Corey Brettschneider and the impossibility of negotiating with the NRA
Those seeking sensible gun regulation – like the 83% of Americans who support a mandatory waiting period for buying a gun and the 67% of Americans who agree with a ban on assault weapons – should not just accept the distortion of the second amendment as fact. Instead, they should loudly respond that gun regulation’s proponents, not the NRA, are the true defenders of the second amendment. In fact, both supreme court case law and the text of the second amendment itself support reasonable regulations on guns. As written, the constitution and the second amendment permit precisely the kind of regulation Congress should enact.
In 1991, former Chief Justice Warren Burger, a Republican appointee, explained why the text of the Second Amendment affirms the importance of gun regulation.
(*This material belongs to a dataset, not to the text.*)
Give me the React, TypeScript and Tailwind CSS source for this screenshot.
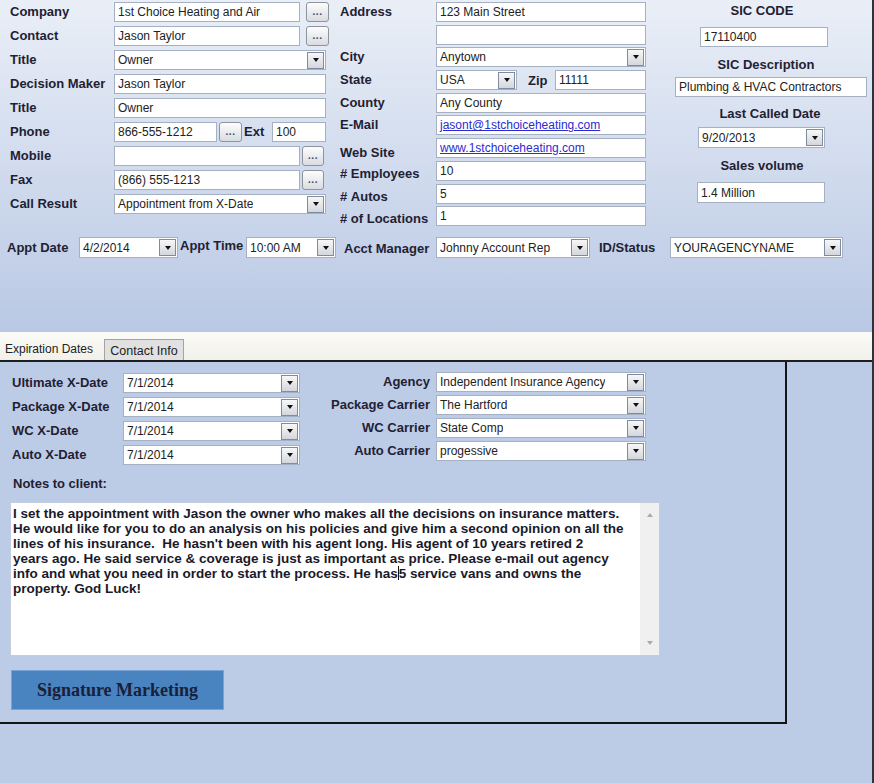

The first words of the amendment, Burger pointed out, are “a well regulated Militia.” This language presupposes the idea that the militias should be regulated. So, Burger reasoned, if the amendment rests on the assumption that well-trained state armies could be regulated, then it is sensible to think it also allows Congress to regulate guns among the general citizenry.
Someone should try putting Warren Burger’s words under their own name and posting them on a right wing site, just to see how it takes for someone to claim that the poster doesn’t understand the Constitution.